On appeal, the prosecution conceded the investigator’s affidavit failed to establish probable cause. The affidavit merely stated the investigator’s belief Lewis had viewed child pornography and that a search of Lewis’ laptop and cell phone had occurred: “That conclusory statement was too vague and insubstantial to establish probable cause to search Lewis’ electronic devices…Considering the complete lack of factual information included in the affidavit, we hold that no reasonable officer would rely on the affidavit to establish probable cause to believe that Lewis’s electronic devices would contain evidence of a child sexual-exploitation offense or any other crime.” The court held the affidavit completely failed to even provide inferences that could lead to probable cause. The mere fact a search of the electronic devices happened could not lead to the conclusion that evidence of a crime was found on the devices.

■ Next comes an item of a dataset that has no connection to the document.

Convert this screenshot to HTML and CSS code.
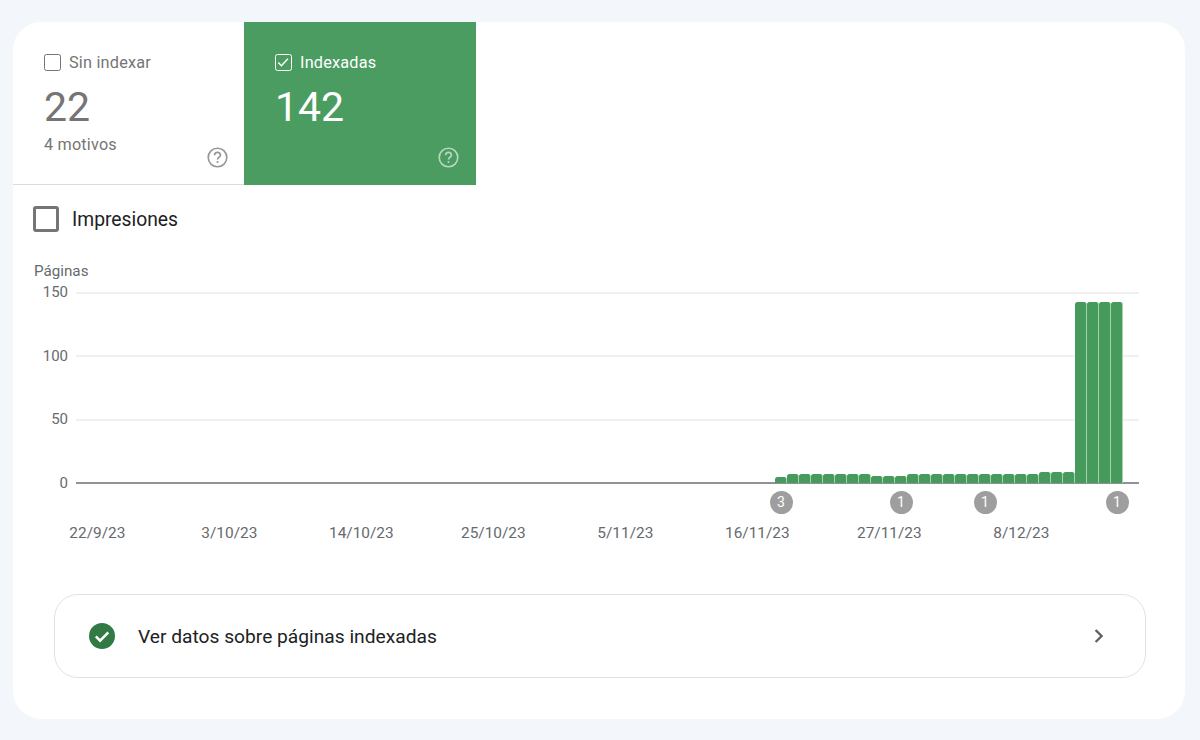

Lewis’ consent to search his electronic devices could not save the evidence found in the forensic search from suppression, as searches and seizures implicate different Fourth Amendment interests. The agents exceeded the scope of Lewis’ consent when they seized his electronic devices and forensically examined them because they did not request Lewis’ consent to seize the devices for forensic examination, and the consent form did not authorize a seizure. The appellate court set aside Lewis’ conviction but sent the case back to the trial court where the prosecution may try to salvage the case with the sparse evidence discovered in the initial search of Lewis’ laptop and cell phone at his home.
What might have avoided suppression? First, asking an experienced investigator to proofread the affidavit and scrutinize it for sufficiency. Second, and perhaps even more critical, submitting the affidavit to a prosecutor for review prior to seeking a judge’s authorization for a search warrant.